Now, it isn’t perfect. They made the puzzling decision to have a combat system where position matters, yet give you no way to manually control your characters. All you can do is attack an enemy and hope your characters end up where you want them, or watch in dismay as a character gets stuck on a wall and runs against it until the game finally gives up and phases them in front of the enemy. A small degree of manual movement is being added to the sequel’s combat system, and I couldn’t be happier.

It also has a huge difficulty spike partway through. The game introduces an optional combat arena and strongly hints that you should use it – because the next boss fight pretty much assumes you have. I went up 10 levels and barely felt strong enough.

And the middle section of the story felt slow and meandering to me. I loved the first few chapters, and the last few chapters kicked up the excitement again, but the chapters in the middle just didn’t have that same emotional pull. Still, when it does pick up again, it does so with some of the most exciting moments imaginable.

Yakzua: Like a Dragon isn’t a perfect game, but it’s a game I loved from start to finish. Even in those slower moments, there were excellent substories and fun mini-games to hold my attention. The upcoming Like a Dragon: Infinite Wealth (aka Yakuza 8) looks like it’s made some big improvements, so I can’t wait to see what that game brings.

  2 Responses to “Yakuza: Like a Dragon Creates an Almost Perfect Combination”

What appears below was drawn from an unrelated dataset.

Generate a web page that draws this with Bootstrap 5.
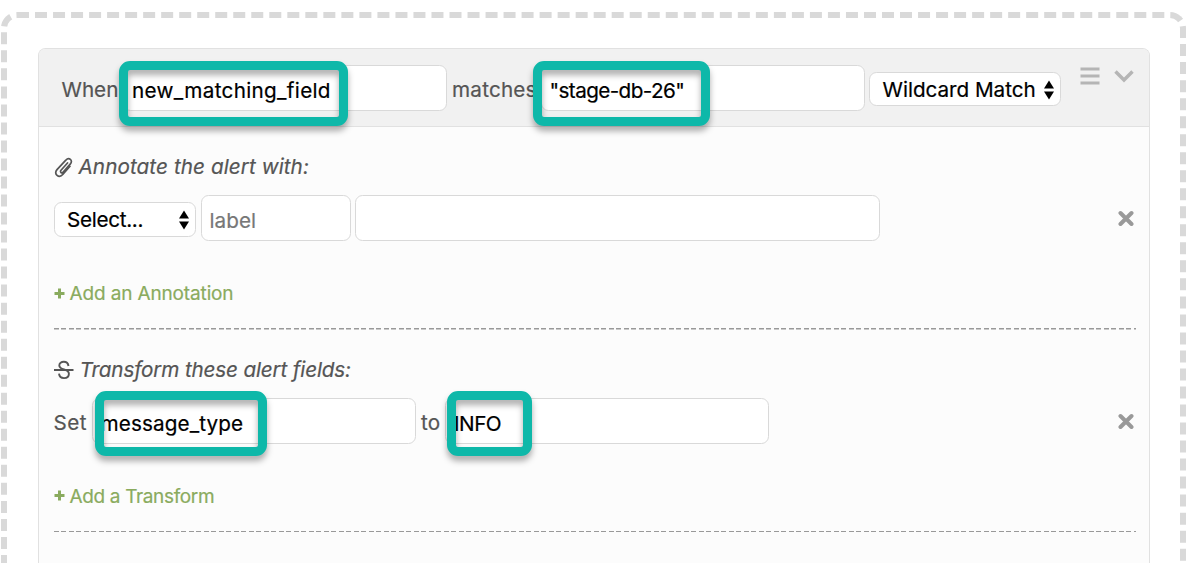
<!DOCTYPE html>
<html lang="en">
<head>
<meta charset="utf-8">
<meta name="viewport" content="width=device-width, initial-scale=1">
<title>Alert rule</title>
<link href="https://cdn.jsdelivr.net/npm/bootstrap@5.3.0/dist/css/bootstrap.min.css" rel="stylesheet">
<style>
  body { font-family: Inter, "Liberation Sans", sans-serif; font-size: 20.7px; line-height: 30px; color: #555; background: #fff; height: 100vh; overflow: hidden; padding-top: 12px; -webkit-text-stroke: .2px; }
  .drop-zone { margin-left: 1px; width: 1185px; height: calc(100vh - 12px); border: 6px dashed #d9d9d9; border-bottom: 0; border-radius: 16px 16px 0 0; padding: 30px 30.5px 0; }
  .rule-card { width: 1112.5px; height: 100%; border: 1.5px solid #e1e1e1; border-bottom: 0; border-radius: 7.5px 7.5px 0 0; background: #fcfcfc; --bs-card-color: #555; }
  .rule-head { height: 78px; padding: 15.5px 15px 0 23px; background: #f1f1f1; border-bottom: 1.5px solid #e1e1e1; border-radius: 6px 6px 0 0; }
  .rule-body { padding: 0 15px; }
  .section { height: 202.5px; padding-top: 24.5px; background: repeating-linear-gradient(90deg, #999 0 5px, transparent 5px 7.5px) left bottom / 100% 1.5px no-repeat; margin-right: -1.5px; padding-right: 1.5px; }
  .section h2 { font-size: 20.7px; line-height: 30px; font-style: italic; font-weight: 400; margin: 0 0 13.5px; height: 30px; gap: 6px; }
  .field { position: relative; }
  .form-control.box { height: 46px; padding: 5px 8px 0; border: 1.5px solid #d9d9d9; border-radius: 7.5px; font-size: 20.7px; line-height: 30px; color: #000; background: #fff; }
  .form-control.box::placeholder { color: #777; opacity: 1; }
  .w-rule { width: 324px; } .w-type { width: 142.5px; } .w-label { width: 150px; } .w-value { width: 525px; } .w-mode { width: 191.5px; }
  .pick { height: 34.5px; margin-top: 3px; padding: 1px 5px 0 12.5px; border: 1.5px solid #d9d9d9; border-radius: 7.5px; background: #fff; color: #000; line-height: 32px; text-align: left; }
  .ring { position: absolute; top: -3.5px; height: 65px; border: 9px solid #0eb8a9; border-radius: 11px; filter: drop-shadow(0 5px 3px rgba(0,0,0,.32)); pointer-events: none; z-index: 2; }
  .ring-field { left: -4px; width: 229px; } .ring-value { left: -8px; width: 177px; }
  .ring-key { left: 3px; top: -7px; width: 172px; } .ring-to { left: 2px; top: -7px; width: 85px; }
  .lbl-when { width: 61.5px; } .lbl-matches { width: 93.500px; letter-spacing: .2px; padding-left: 5px; }
  .lbl-set { width: 38px; letter-spacing: .5px; } .lbl-to { width: 25.5px; padding-left: 1.5px; letter-spacing: .3px; }
  label { padding-top: 5px; }
  .t-field { letter-spacing: .32px; } .t-value { letter-spacing: -.6px; } .t-mode { letter-spacing: -.03px; }
  .t-key { letter-spacing: .12px; }
  .t-ann { letter-spacing: .07px; } .t-trans { letter-spacing: -.17px; padding-top: 1.5px; } .t-info { letter-spacing: -.5px; } .t-sel { letter-spacing: -.3px; }
  .add { font-size: 19px; line-height: 28px; color: #8aab5e; text-decoration: none; gap: 5px; margin-top: 39px; letter-spacing: -.14px; }
  .add svg { margin-bottom: 2px; }
  .add-t { letter-spacing: -.35px; }
  .bare { border: 0; background: none; padding: 0; line-height: 0; }
  .btn-fold { margin-left: 14px; }
  .gap-field { margin-left: 4.6px; }
  svg { display: block; flex: none; }
</style>
</head>
<body>
<main class="drop-zone">
  <section class="card rule-card">
    <header class="rule-head d-flex align-items-start">
      <div class="d-flex align-items-center">
        <label class="lbl-when text-nowrap">When</label>
        <div class="field"><input class="form-control box w-rule t-field" value="new_matching_field"><span class="ring ring-field"></span></div>
        <label class="lbl-matches text-nowrap">matches</label>
        <div class="field"><input class="form-control box w-rule t-value" value='"stage-db-26"'><span class="ring ring-value"></span></div>
        <button type="button" class="pick w-mode t-mode d-flex align-items-center justify-content-between gap-field"><span>Wildcard Match</span>
          <svg width="12" height="22" viewBox="0 0 12 22"><path d="M6 1.500 11 9.500H1zM6 20.500 1 12.500h10z"/></svg></button>
      </div>
      <div class="d-flex ms-auto">
        <button type="button" class="bare" aria-label="Reorder"><svg width="20" height="22" viewBox="0 0 20 22"><path d="M.5 4h19M.5 11h19M.5 18h19" stroke="#b5b5b5" stroke-width="3"/></svg></button>
        <button type="button" class="bare btn-fold" aria-label="Collapse"><svg width="20" height="22" viewBox="0 0 20 22"><path d="M1.500 6.500 10 15l8.500-8.500" fill="none" stroke="#b5b5b5" stroke-width="3.400"/></svg></button>
      </div>
    </header>
    <div class="rule-body">
      <section class="section">
        <h2 class="d-flex align-items-center t-ann"><svg width="19" height="22" viewBox="0 0 19 22"><path d="M13.500 7 7 14.300c-1.500 1.700.7 3.500 2.200 1.800l7.200-8.200c3-3.500-1.500-7.200-4.600-3.700L3 13.600c-3.900 4.500 2 9.300 6 4.700l7-8" fill="none" stroke="#555" stroke-width="1.700" stroke-linecap="round"/></svg><span>Annotate the alert with:</span></h2>
        <div class="d-flex align-items-center">
          <button type="button" class="pick w-type t-sel d-flex align-items-center justify-content-between"><span>Select...</span>
            <svg width="12" height="22" viewBox="0 0 12 22"><path d="M6 1.500 11 9.500H1zM6 20.500 1 12.500h10z"/></svg></button>
          <input class="form-control box w-label gap-field" placeholder="label">
          <input class="form-control box w-value gap-field">
          <button type="button" class="bare ms-auto" aria-label="Remove"><svg width="16" height="16" viewBox="0 0 16 16"><path d="m2.500 3 11 11M13.500 3l-11 11" stroke="#999" stroke-width="4" stroke-linecap="round"/></svg></button>
        </div>
        <a href="#" class="add d-inline-flex align-items-center"><svg width="11" height="11" viewBox="0 0 11 11"><path d="M5.500.5v10M.5 5.500h10" stroke="#8aab5e" stroke-width="3"/></svg><span>Add an Annotation</span></a>
      </section>
      <section class="section">
        <h2 class="d-flex align-items-center t-trans"><svg width="20" height="20" viewBox="0 0 20 20"><path d="M14.500 6c-.4-2.700-2.200-4.200-4.700-4.200C7.300 1.800 5.300 3.200 5.300 5.400c0 5 9.600 3 9.600 8.300 0 2.700-2 4.400-4.900 4.400s-4.700-1.500-5-4.400M0 10h19.500" fill="none" stroke="#555" stroke-width="1.900"/></svg><span>Transform these alert fields:</span></h2>
        <div class="d-flex align-items-center">
          <label class="lbl-set">Set</label>
          <div class="field"><input class="form-control box w-rule t-key" value="message_type"><span class="ring ring-key"></span></div>
          <label class="lbl-to text-nowrap ms-1">to</label>
          <div class="field"><input class="form-control box w-rule t-info" value="INFO"><span class="ring ring-to"></span></div>
          <button type="button" class="bare ms-auto" aria-label="Remove"><svg width="16" height="16" viewBox="0 0 16 16"><path d="m2.500 3 11 11M13.500 3l-11 11" stroke="#999" stroke-width="4" stroke-linecap="round"/></svg></button>
        </div>
        <a href="#" class="add add-t d-inline-flex align-items-center"><svg width="11" height="11" viewBox="0 0 11 11"><path d="M5.500.5v10M.5 5.500h10" stroke="#8aab5e" stroke-width="3"/></svg><span>Add a Transform</span></a>
      </section>
    </div>
  </section>
</main>
<script src="https://cdn.jsdelivr.net/npm/bootstrap@5.3.0/dist/js/bootstrap.bundle.min.js"></script>
</body>
</html>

  1. While only being about halfway through it at the moment, I already feel like Yakuza: Like a Dragon has made it impossible for me to go back the more traditional “Yakuza” style. I love me a good beat ’em up, but getting to have a party of like-minded societal rejects (I mean this in the nicest way) to bounce the typical Yakuza protagonist’s little quirks off of, is perhaps my favorite part of this game. With the next entry doubling down on this formula, I’m also really looking forward to all of the QoL adjustments being added in Infinite Wealth.